Scott Muni followed Ingram every night, and would leave radio briefly in the mid-60s before returning as one of the pioneers of free-form “progressive” radio, spending three decades on afternoons at WNEW-FM. He hosted several nationally syndicated series and specials throughout his career.

Bruce Morrow, the legendary “Cousin Brucie,” would be on the air in New York daily until 1977 before hosting oldies shows locally in New York and in national syndication, most famously Cruisin’ America. He’s been on the Sirius/XM ’60s channel since 2005.

Herb Oscar Anderson was present at the creation of Top 40, working for Storz Broadcasting’s WDGY in Minneapolis. He joined WABC when it went Top 40 in 1960. “The Morning Mayor of New York” left WABC in 1968, claiming that he didn’t like the newer music he was being asked to play. (Anderson’s son is actor John James, a 1980s heartthrob on Dynasty.)

Sam Holman was the program director who put WABC’s Top 40 format on the air; he later did the same at WLS in Chicago, and worked on-air there as well. He eventually became the head of programming for all of ABC’s Top 40 stations during the 1960s, and is one of the genre’s forgotten pioneers.

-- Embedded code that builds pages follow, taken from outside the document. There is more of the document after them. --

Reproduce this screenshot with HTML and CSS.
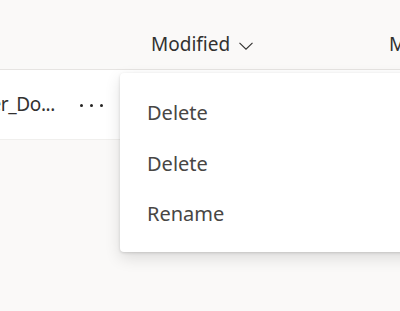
FILE: index.html
```html
<!DOCTYPE html>
<html>
<head>
<meta charset="utf-8">
<link rel="stylesheet" href="styles.css">
</head>
<body>
<div class="page">
  <div class="header">
    <div class="col-name"></div>
    <div class="col-modified">
      <span>Modified</span>
      <svg class="chev" width="14" height="8" viewBox="0 0 14 8"><path d="M0.5 0.8 L7 7.2 L13.5 0.8" fill="none" stroke="#323130" stroke-width="1.1"/></svg>
    </div>
    <div class="col-more">Modified By</div>
  </div>
  <div class="row">
    <div class="cell-name"><span>Quarter_Do...</span></div>
    <div class="cell-dots"><i></i><i></i><i></i></div>
  </div>
</div>
<div class="menu">
  <div class="item">Delete</div>
  <div class="item">Delete</div>
  <div class="item">Rename</div>
</div>
</body>
</html>
```
FILE: styles.css
```css
html, body {
  margin: 0;
  padding: 0;
  background: #faf9f8;
  font-family: "Noto Sans", "Open Sans", sans-serif;
  color: #323130;
  overflow: hidden;
}
.page {
  width: 400px;
  height: 311px;
}
.header {
  height: 70px;
  border-bottom: 1px solid #e6e4e2;
  display: flex;
  align-items: flex-start;
  padding-top: 31px;
  box-sizing: border-box;
  font-size: 19px;
  white-space: nowrap;
  overflow: hidden;
}
.col-name { width: 151px; flex: none; }
.col-modified {
  width: 238px;
  flex: none;
  display: flex;
  align-items: center;
  gap: 9px;
}
.chev { margin-top: 3px; }
.col-more { flex: none; }
.row {
  height: 69px;
  background: #ffffff;
  border-bottom: 1px solid #f0efed;
  display: flex;
  align-items: center;
}
.cell-name {
  width: 55px;
  overflow: hidden;
  display: flex;
  justify-content: flex-end;
  font-size: 19px;
  letter-spacing: -0.4px;
  white-space: nowrap;
  padding-bottom: 1px;
}
.cell-name span { flex: none; }
.cell-dots {
  margin-left: 25px;
  display: flex;
  gap: 6.8px;
  padding-top: 2px;
}
.cell-dots i {
  width: 3px;
  height: 3px;
  border-radius: 50%;
  background: #252423;
}
.menu {
  position: absolute;
  left: 120px;
  top: 73px;
  width: 320px;
  height: 179px;
  box-sizing: border-box;
  padding-top: 14.5px;
  background: #ffffff;
  border-radius: 4px;
  box-shadow: 0 6px 16px rgba(0,0,0,0.12), 0 1px 3px rgba(0,0,0,0.14);
}
.item {
  height: 50.5px;
  display: flex;
  align-items: center;
  padding-left: 27px;
  font-size: 20px;
  color: #484644;
}
```
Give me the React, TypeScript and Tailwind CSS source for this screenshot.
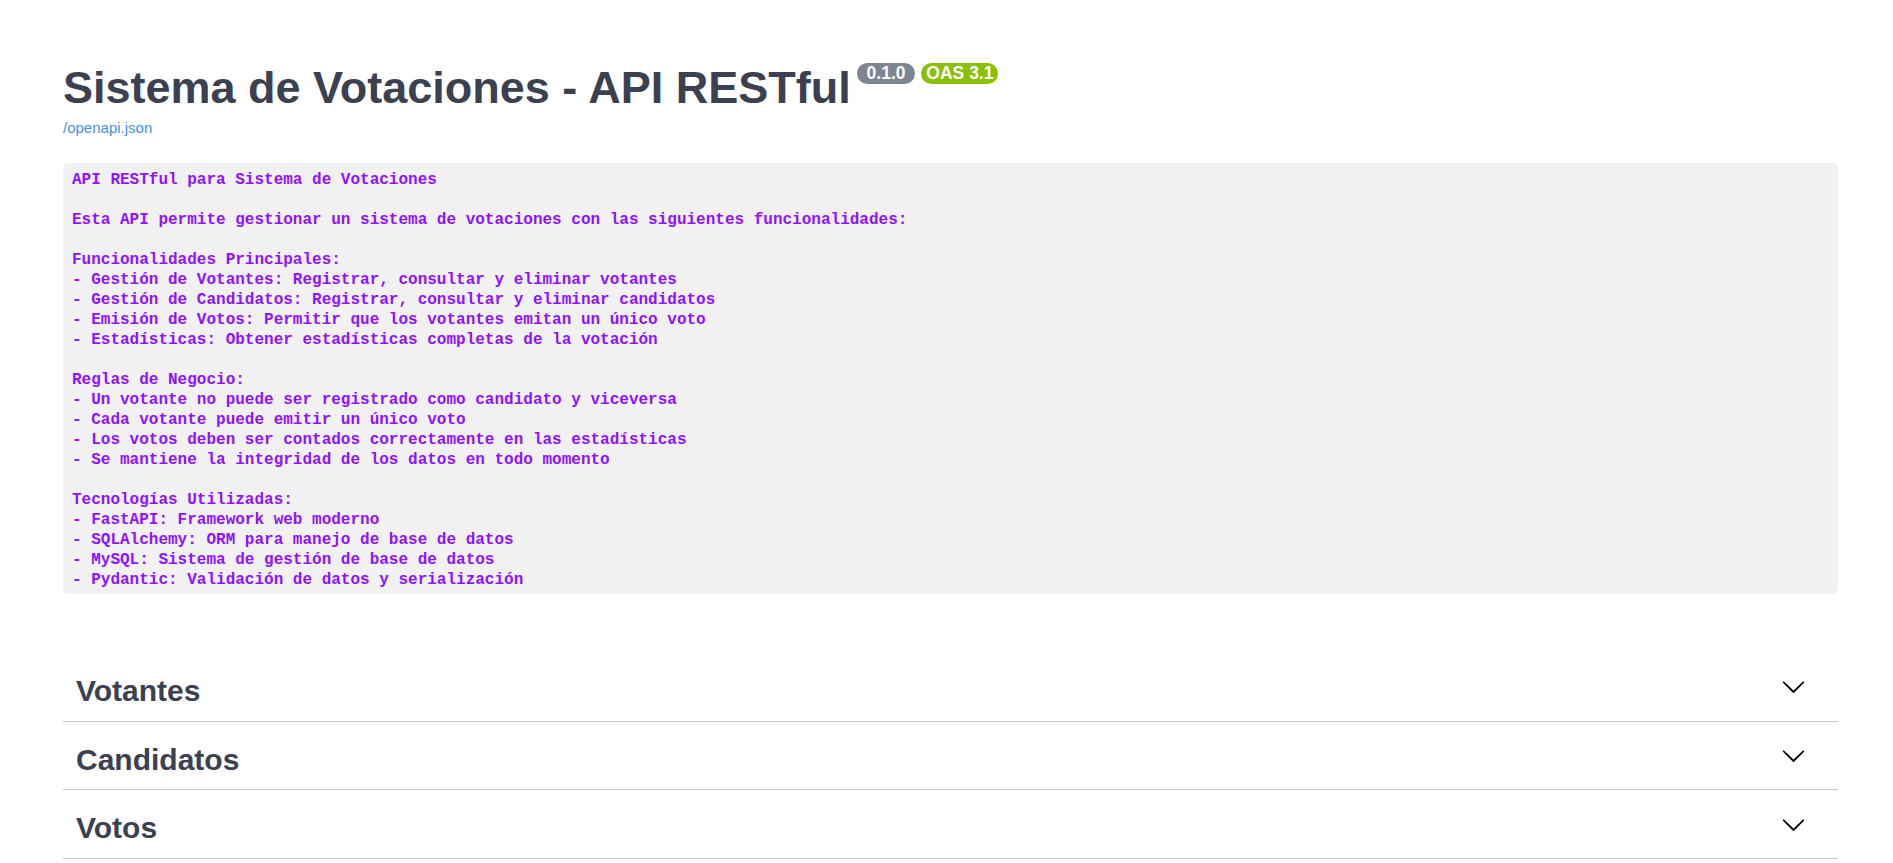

As for the music on WABC this week in 1963, it was girl groups aplenty: the Chiffons, the Cookies, the Shirelles, and the Orlons (actually three girls and a guy), plus Little Peggy March and Ruby and the Romantics, were all in the Top 10. There was a liberal sprinkling of MOR singers: Andy Williams, Tony Bennett, Johnny Mathis, Jack Jones, Eydie Gorme, but also some rock ‘n’ roll pioneers, including the Beach Boys and Roy Orbison. And some classic hits, too: “Surfin’ USA,” “Puff the Magic Dragon,” “On Broadway,” “Da Doo Ron Ron.” It’s easy to say—and I’ve done it myself—that by 1963, the British Invasion had to happen, to shake American pop music out of its post-Elvis funk, but there’s plenty on this chart that’s still worth listening to 46 years later.